Можно отметить контакты с поэтами крестьянской складки («народного» стиля) тем более интересные, что в самом Межирове нет ничего крестьянского. Виктору Бокову он пишет: «Люблю». Николаю Тряпкину: «Ты, Заступницей храним, в небе своего напева, звуков сладких серафим… Твой напев туда возьму я, чтобы на земле Святой, и горюя, и ликуя слышать, Коля, голос твой».
Среди прочих стилистических систем Межиров своего места ясно не определяет. «Мне подражать легко, мой стих расхожий, прямолинейный и почти прямой». Отметим лукавинку насчёт расхожести, но куда важней прямота, пусть мнимая, и уж подражать такому стиху чем «легче», тем невозможней. Стиховая музыка Межирова уникальна — уже хотя бы потому, что лишена усиливающих внешних эффектов, что именно и подчёркнуто немногими эффектами всегда на грани усмешки. Классические четырехстопные ямбы безукоризненно «пригнаны» у Межирова к внешней реальности, и потому так загадочна их внутренняя ёмкость. Разумеется, тут ещё и безупречная техника стиха — в этом смысле Межиров одарён феноменально.
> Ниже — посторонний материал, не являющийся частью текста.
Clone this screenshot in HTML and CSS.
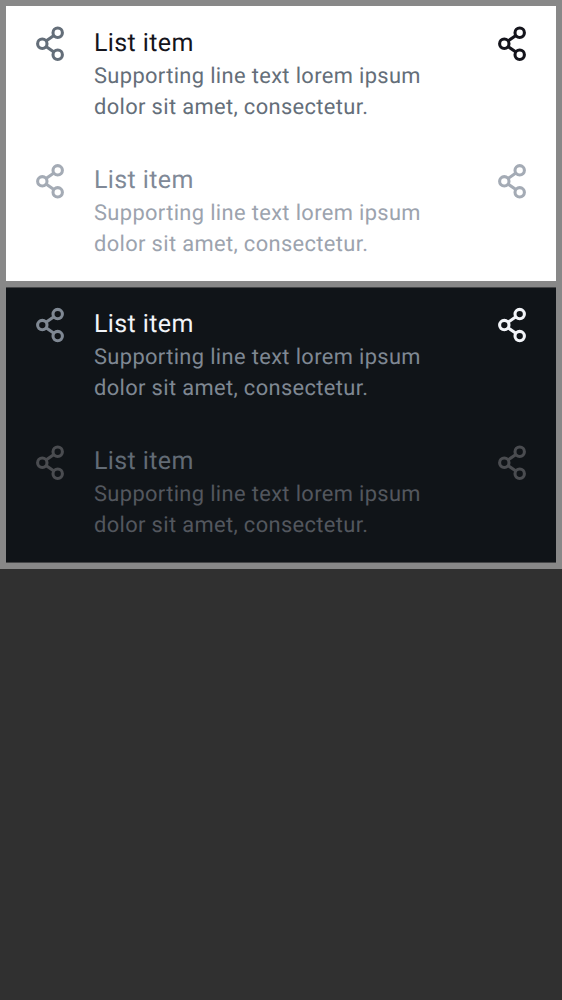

Но главное — то, что в старину называли взаимовглядыванием бездн.
На трёх межировских шедеврах постараюсь показать это.
Вот двенадцать строк, вынесенные из ленинградской блокады:
Входила маршевая рота
В огромный,
Вмерзший в темный лед,
Возникший из-за поворота
Вокзала мертвого пролет.
И дальше двигалась полями
От надолб танковых до рва.
А за вокзалом, штабелями,
В снегу лежали — не дрова…
Но даже смерть — в семнадцать — малость,
В семнадцать лет — любое зло
Совсем легко воспринималось,
Да отложилось тяжело.
Финальное четверостишие, выточенное до афористичности и ставшее эмблемой поколения, способно заслонить своей прицельным блеком ту подготовившую его глубинную часть стихотворения, где не просто описывается обледенелый город, освобожденный от гитлеровской блокады, но возникает какое-то тёмное зазеркалье, где ничто не может быть названо своим живым именем, а только отраженным из небытия. Голос, дрогнувший на словах «не дрова…», подчеркивает монотонность потустороннего, вымершего, ровного пейзажа. Легко это воспринимается — когда ты внутри смертного круга; любой взгляд вовне и извне откладывается свинцовой тяжестью.
Жизнь и смерть перемешаны. Музыка убивающая и музыка неубитая перекликаются в невыносимом аккорде. Покалеченный инвалид, отводящий душу игрой на гармошке, — и падающие от голода музыканты, исполняющие симфонию в оледенелом концертном зале. Германия, заменившая Бетховена ночными артналётами, — и Россия, зарывшаяся от этой музыки в землю… Что это? Диалог двух концов распавшегося мирового духа? Зарисовка окопного быта?